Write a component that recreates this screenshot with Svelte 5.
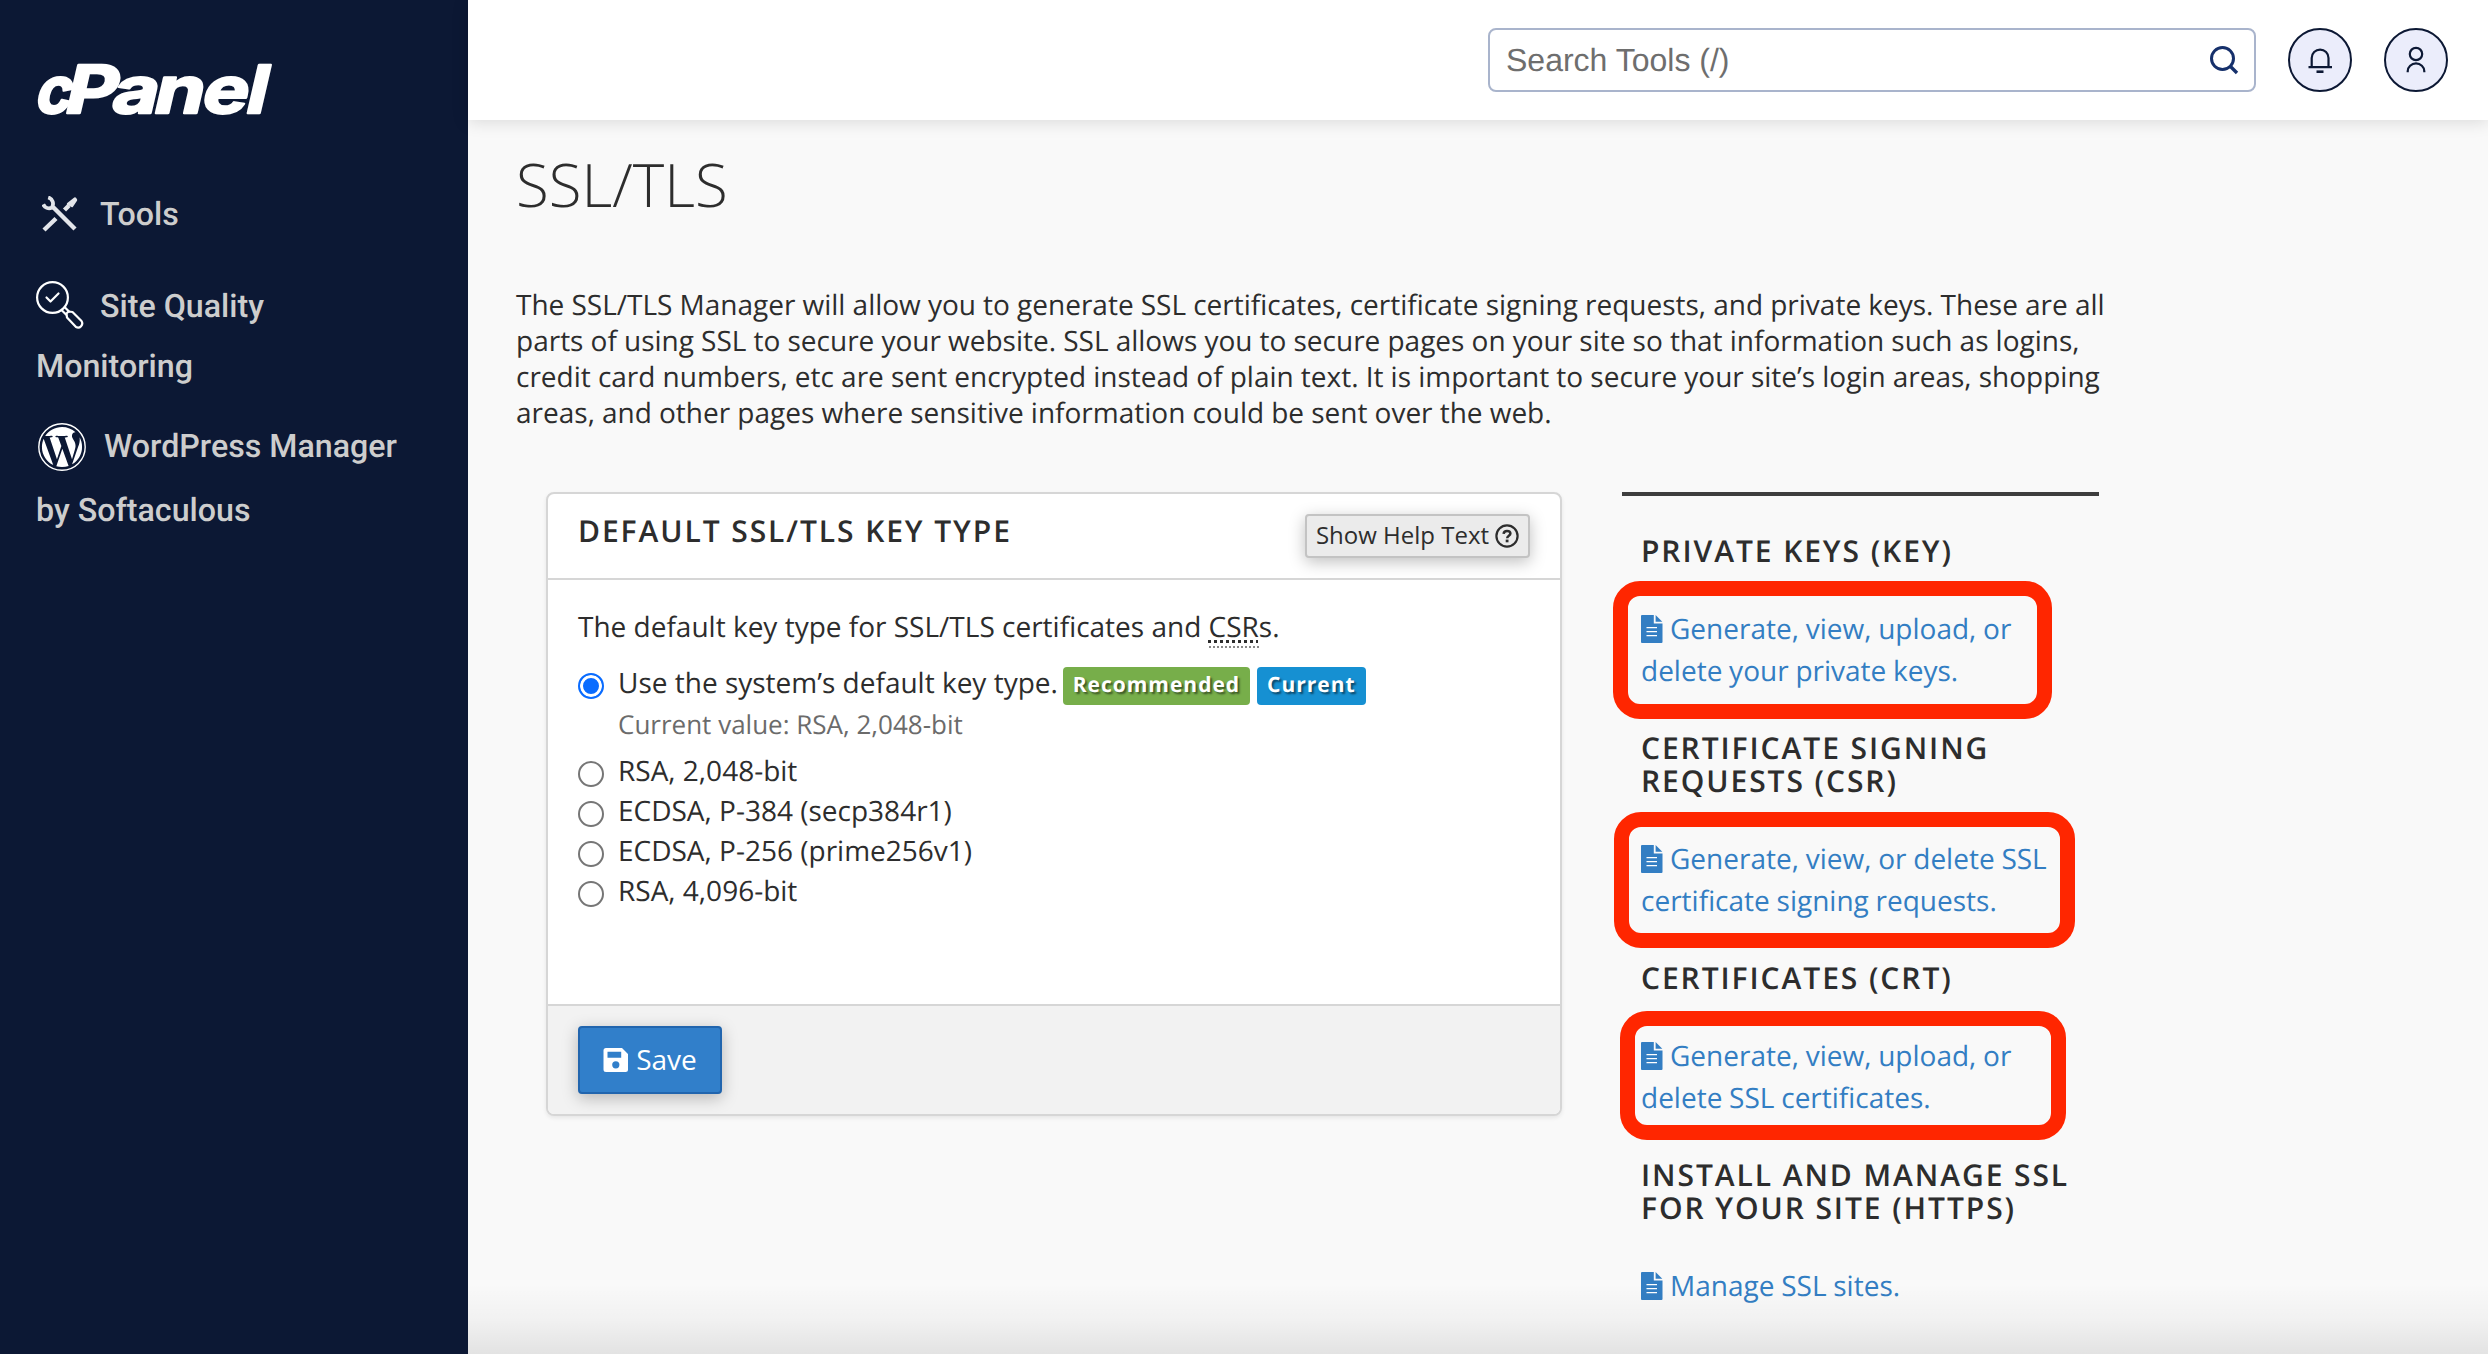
<script>
  const options = ['RSA, 2,048-bit', 'ECDSA, P-384 (secp384r1)', 'ECDSA, P-256 (prime256v1)', 'RSA, 4,096-bit'];
  const sections = [
    { title: ['PRIVATE KEYS (KEY)'], link: ['Generate, view, upload, or', 'delete your private keys.'], mark: 'mark-key' },
    { title: ['CERTIFICATE SIGNING', 'REQUESTS (CSR)'], link: ['Generate, view, or delete SSL', 'certificate signing requests.'], mark: 'mark-csr' },
    { title: ['CERTIFICATES (CRT)'], link: ['Generate, view, upload, or', 'delete SSL certificates.'], mark: 'mark-crt' },
    { title: ['INSTALL AND MANAGE SSL', 'FOR YOUR SITE (HTTPS)'], link: ['Manage SSL sites.'], mark: '' }
  ];
</script>

<div class="app">
  <aside class="sidebar">
    <svg class="logo" viewBox="0 0 240 54" role="img" aria-label="cPanel">
      <g transform="skewX(-13)" fill="#fff" stroke="#fff" stroke-width="2.4" stroke-linejoin="round" font-family="Inter, sans-serif" font-weight="700">
        <text x="9" y="51" font-size="65" textLength="36" lengthAdjust="spacingAndGlyphs">c</text>
        <text x="38" y="51" font-size="66" textLength="52" lengthAdjust="spacingAndGlyphs">P</text>
        <text x="85" y="51" font-size="65" textLength="46" lengthAdjust="spacingAndGlyphs">a</text>
        <text x="127" y="51" font-size="65" textLength="50" lengthAdjust="spacingAndGlyphs">n</text>
        <text x="175" y="51" font-size="65" textLength="46" lengthAdjust="spacingAndGlyphs">e</text>
        <text x="219" y="51" font-size="66" textLength="21" lengthAdjust="spacingAndGlyphs">l</text>
      </g>
    </svg>
    <nav>
      <a class="item tools" href="#tools">
        <svg class="ico-tools" viewBox="0 0 36 36" fill="none" stroke="#e3e5ea" stroke-width="4.4">
          <path d="M11 11 33 33" />
          <path d="M6.2 1.4a6.6 6.6 0 0 1 3.4 10.4A6.6 6.6 0 0 1 1.2 8.4" stroke-width="3.8" />
          <path d="M2 34 14 22.500M22.500 14 27 9.500" />
          <path d="M26 8 33 2.500 34 4 30 10Z" fill="#e3e5ea" stroke-width="2.4" stroke-linejoin="round" />
        </svg><span>Tools</span>
      </a>
      <a class="item quality" href="#quality">
        <span class="row"><svg class="ico-quality" viewBox="0 0 48 48" fill="none" stroke="#fff" stroke-width="2.200" stroke-linejoin="round" stroke-linecap="round">
          <circle cx="16.500" cy="16.500" r="15.400" />
          <path d="M10.500 16.500 14.500 20.500 22.500 12.500" />
          <path d="M26 29.500 30 33.500M29 26.500 33 30.500" />
          <path d="M31 36.500 30.500 32.500 32.500 30.500 36.500 31 45.500 40A4.200 4.200 0 0 1 40 46Z" />
        </svg><span>Site Quality</span></span>
        <span>Monitoring</span>
      </a>
      <a class="item wp" href="#wordpress">
        <span class="row"><svg class="ico-wp" viewBox="0 0 24 24">
          <circle cx="12" cy="12" r="11.600" fill="none" stroke="#fff" stroke-width=".7" />
          <path transform="translate(.84 .84) scale(.93)" fill="#fff" d="M21.469 6.825c.84 1.537 1.318 3.300 1.318 5.175 0 3.979-2.156 7.456-5.363 9.325l3.295-9.527c.615-1.540.820-2.771.820-3.864 0-.405-.026-.780-.070-1.110m-7.981.105c.647-.030 1.232-.105 1.232-.105.582-.075.514-.930-.067-.899 0 0-1.755.135-2.880.135-1.064 0-2.850-.150-2.850-.150-.585-.030-.661.855-.075.885 0 0 .540.061 1.125.090l1.680 4.605-2.370 7.080L5.354 6.900c.649-.030 1.234-.100 1.234-.100.585-.075.516-.930-.065-.896 0 0-1.746.138-2.874.138-.200 0-.438-.008-.690-.015C4.911 3.150 8.235 1.215 12 1.215c2.809 0 5.365 1.072 7.286 2.833-.046-.003-.091-.009-.141-.009-1.060 0-1.812.923-1.812 1.914 0 .890.513 1.643 1.060 2.531.411.720.890 1.643.890 2.977 0 .915-.354 1.994-.821 3.479l-1.075 3.585-3.900-11.610.001.014zM12 22.784c-1.059 0-2.081-.153-3.048-.437l3.237-9.406 3.315 9.087c.024.053.050.101.078.149-1.120.393-2.325.609-3.582.609M1.211 12c0-1.564.336-3.050.935-4.390L7.290 21.709C3.694 19.960 1.212 16.271 1.211 12" />
        </svg><span>WordPress Manager</span></span>
        <span>by Softaculous</span>
      </a>
    </nav>
  </aside>

  <div class="page">
    <header>
      <div class="search">
        <span>Search Tools (/)</span>
        <svg viewBox="0 0 30 30" fill="none" stroke="#16306b" stroke-width="3"><circle cx="13.500" cy="13.500" r="11" /><path d="M21 21 28 28" stroke-width="3.400" /></svg>
      </div>
      <button class="round" aria-label="Notifications">
        <svg viewBox="0 0 64 64" fill="none" stroke="#0c1834" stroke-width="2.200"><path d="M23.700 39V30a8.400 8.400 0 0 1 16.800 0V39M20.500 39.200H44" /><path d="M28.500 43.700h7" stroke-width="2.600" /></svg>
      </button>
      <button class="round" aria-label="Account">
        <svg viewBox="0 0 64 64" fill="none" stroke="#0c1834" stroke-width="2.200"><circle cx="32" cy="26" r="6.200" /><path d="M23.700 44.200v-1a8.300 7.800 0 0 1 16.600 0v1" /></svg>
      </button>
    </header>

    <main>
      <h1>SSL/TLS</h1>
      <p class="intro">The SSL/TLS Manager will allow you to generate SSL certificates, certificate signing requests, and private keys. These are all<br />parts of using SSL to secure your website. SSL allows you to secure pages on your site so that information such as logins,<br />credit card numbers, etc are sent encrypted instead of plain text. It is important to secure your site’s login areas, shopping<br />areas, and other pages where sensitive information could be sent over the web.</p>

      <div class="columns">
        <section class="card">
          <div class="card-head">
            <h2>DEFAULT SSL/TLS KEY TYPE</h2>
            <button class="help"><span>Show Help Text</span>
              <svg viewBox="0 0 24 24" fill="none" stroke="#2d2d2d"><circle cx="12" cy="12" r="10.600" stroke-width="2.200" /><path d="M8.600 9.800C8.800 7.700 10.300 6.900 12 6.900c2 0 3.400 1.100 3.400 2.700 0 2.200-3.200 2.200-3.200 4.600" stroke-width="2.500" /><path d="M12.100 15.600v2.700" stroke-width="2.800" /></svg>
            </button>
          </div>
          <div class="card-body">
            <p class="lead">The default key type for SSL/TLS certificates and <span class="abbr">CSR</span>s.</p>
            <label class="option main-option">
              <span class="radio on"></span><span class="label">Use the system’s default key type.</span>
              <span class="badge green">Recommended</span><span class="badge blue">Current</span>
            </label>
            <div class="current">Current value: RSA, 2,048-bit</div>
            {#each options as option}
              <label class="option"><span class="radio"></span><span class="label">{option}</span></label>
            {/each}
          </div>
          <div class="card-foot">
            <button class="save">
              <svg viewBox="0 0 26 26"><path fill="#fff" fill-rule="evenodd" d="M3 1H19L25 7V22.500A2.500 2.500 0 0 1 22.500 25H3A2.500 2.500 0 0 1 .5 22.500V3.500A2.500 2.500 0 0 1 3 1ZM4.500 4.800V10.800H18.200V4.800ZM12.800 14.200A3.600 3.600 0 1 0 12.800 21.400 3.600 3.600 0 1 0 12.800 14.200Z" /></svg>
              <span>Save</span>
            </button>
          </div>
        </section>

        <aside class="links">
          {#each sections as section}
            <section class="link-group">
              <h3>{#each section.title as line}<span>{line}</span>{/each}</h3>
              <a href="#ssl">
                <span class="first"><svg viewBox="0 0 22 28"><path fill="#337ec3" d="M1 0H12.800V8.600H21.500V27a1 1 0 0 1-1 1H1a1 1 0 0 1-1-1V1a1 1 0 0 1 1-1Z" /><path fill="#337ec3" d="M14.600 0 21.300 6.800H14.600Z" /><path stroke="#fff" stroke-width="1.300" d="M5.500 12.700H16M5.500 16.700H16M5.500 20.700H16" /></svg>{section.link[0]}</span>
                {#if section.link[1]}<span>{section.link[1]}</span>{/if}
                {#if section.mark}<i class="mark {section.mark}"></i>{/if}
              </a>
            </section>
          {/each}
        </aside>
      </div>
    </main>
    <div class="shade"></div>
  </div>
</div>

<style>
  :global(body) { margin: 0; overflow: hidden; }
  * { box-sizing: border-box; }
  .app { display: flex; width: 2488px; height: 1354px; overflow: hidden; font-family: "Open Sans", sans-serif; color: #2d2d2d; background: #f9f9f9; text-rendering: geometricPrecision; }
  a { text-decoration: none; }
  button { font: inherit; color: inherit; margin: 0; padding: 0; }
  svg { display: block; flex: none; }

  .sidebar { width: 468px; flex: none; background: #0c1834; padding: 62px 0 0 36px; }
  .logo { width: 240px; height: 54px; overflow: visible; }
  .item { display: flex; flex-direction: column; font-family: Roboto, sans-serif; font-size: 32.2px; font-weight: 500; color: #cdcdcd; white-space: nowrap; }
  .row { display: flex; align-items: center; }
  .tools { flex-direction: row; align-items: center; height: 60px; margin-top: 68px; padding-left: 6px; gap: 22px; }
  .ico-tools { width: 36px; height: 36px; }
  .quality { line-height: 60px; margin-top: 32px; }
  .quality .row { height: 60px; gap: 16px; }
  .ico-quality { width: 48px; height: 48px; margin-top: -2px; }
  .wp { line-height: 64px; margin-top: 18px; }
  .wp .row { height: 64px; gap: 18px; }
  .ico-wp { width: 48px; height: 48px; margin: 2px 0 0 2px; }

  .page { flex: 1; display: flex; flex-direction: column; position: relative; min-width: 0; }
  header { height: 120px; flex: none; background: #fff; display: flex; align-items: center; justify-content: flex-end; padding-right: 40px; gap: 32px; box-shadow: 0 2px 16px rgba(0, 0, 0, 0.13); }
  .search { width: 768px; height: 64px; border: 2px solid #a9b4cc; border-radius: 8px; display: flex; align-items: center; justify-content: space-between; padding: 0 15px 0 16px; font-family: "Liberation Sans", sans-serif; font-size: 32px; color: #6e6e6e; }
  .search svg { width: 30px; height: 30px; }
  .round { width: 64px; height: 64px; border: 2px solid #0c1834; border-radius: 50%; background: #ebedfb; display: flex; align-items: center; justify-content: center; }
  .round svg { width: 64px; height: 64px; }

  main { padding: 22px 0 0 48px; }
  h1 { margin: 0; font-weight: 300; font-size: 60px; line-height: 84px; height: 84px; }
  .intro { margin: 61px 0 0; font-size: 28px; line-height: 36px; word-spacing: -0.14px; white-space: nowrap; }
  .columns { display: flex; align-items: flex-start; margin: 61px 0 0 30px; gap: 60px; }

  .card { width: 1016px; height: 624px; border: 2px solid #d6d6d6; border-radius: 8px; background: #fff; box-shadow: 0 2px 4px rgba(0, 0, 0, 0.08); display: flex; flex-direction: column; overflow: hidden; }
  .card-head { height: 86px; flex: none; border-bottom: 2px solid #d6d6d6; display: flex; justify-content: space-between; align-items: flex-start; padding: 20px 30px 0 30px; }
  h2, h3 { margin: 0; font-weight: 600; font-size: 30px; letter-spacing: 1.92px; line-height: 33px; white-space: nowrap; }
  .help { width: 225px; height: 44px; border: 2px solid #c3c3c3; border-radius: 4px; background: #ebebeb; box-shadow: 0 4px 16px rgba(0, 0, 0, 0.25); display: flex; align-items: center; justify-content: center; gap: 6px; font-size: 24px; line-height: 36px; white-space: nowrap; }
  .help span { margin-top: -2px; }
  .help svg { width: 24px; height: 24px; }
  .card-body { flex: 1; padding: 27px 0 0 30px; font-size: 28px; line-height: 40px; white-space: nowrap; }
  .lead { margin: 0 0 16px; }
  .abbr { text-decoration: underline dotted; text-decoration-thickness: 3px; text-underline-offset: 3px; border-bottom: 2px dotted #888; }
  .option { display: flex; align-items: center; height: 40px; }
  .radio { width: 26px; height: 26px; border: 2px solid #767676; border-radius: 50%; margin: 5px 14px 0 0; flex: none; }
  .radio.on { border-color: #0a6cff; background: #0a6cff; box-shadow: inset 0 0 0 3px #fff; }
  .badge { height: 38px; border-radius: 4px; color: #fff; font-size: 21px; font-weight: 700; letter-spacing: 1px; line-height: 37px; text-align: center; text-shadow: 2px 2px 2px rgba(0, 0, 0, 0.5); margin-top: 6px; }
  .green { width: 187px; background: #77ae4a; margin-left: 5px; }
  .blue { width: 109px; background: #1690d2; margin-left: 7px; }
  .current { font-size: 26px; color: #6b6b6b; padding-left: 40px; height: 48px; line-height: 42px; }
  .card-foot { height: 110px; flex: none; border-top: 2px solid #d6d6d6; background: #f2f2f2; padding: 20px 0 0 30px; }
  .save { width: 144px; height: 68px; border: 2px solid #2165ae; border-radius: 4px; background: #317fca; color: #fff; box-shadow: 0 4px 16px rgba(0, 0, 0, 0.25); display: flex; align-items: center; justify-content: center; gap: 7px; font-size: 28px; }
  .save svg { width: 26px; height: 26px; }
  .save span { margin-top: -2px; }

  .links { width: 477px; border-top: 4px solid #3e3e3e; padding: 38px 0 0 19px; }
  .link-group { margin-bottom: 39px; }
  h3 span, .link-group a span { display: block; }
  .link-group a { display: block; position: relative; margin-top: 41px; font-size: 28px; line-height: 42px; word-spacing: -0.5px; color: #337ec3; white-space: nowrap; }
  .link-group a .first { display: flex; align-items: center; gap: 7px; }
  .first svg { width: 22px; height: 28px; margin-top: -1px; }
  .mark { position: absolute; border: 15px solid #ff2600; border-radius: 27px; }
  .mark-key { left: -28px; top: -27px; width: 439px; height: 138px; }
  .mark-csr { left: -27px; top: -26px; width: 461px; height: 136px; }
  .mark-crt { left: -21px; top: -24px; width: 446px; height: 129px; }
  .shade { position: absolute; left: 0; right: 0; bottom: 0; height: 70px; background: linear-gradient(rgba(0, 0, 0, 0), rgba(0, 0, 0, 0.03) 50%, rgba(0, 0, 0, 0.09)); pointer-events: none; }
</style>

Work to be completed - Leave out every line without the string "that" and copy the rest.

Task output -
Write a component that recreates this screenshot with Svelte 5.
      <p class="intro">The SSL/TLS Manager will allow you to generate SSL certificates, certificate signing requests, and private keys. These are all<br />parts of using SSL to secure your website. SSL allows you to secure pages on your site so that information such as logins,<br />credit card numbers, etc are sent encrypted instead of plain text. It is important to secure your site’s login areas, shopping<br />areas, and other pages where sensitive information could be sent over the web.</p>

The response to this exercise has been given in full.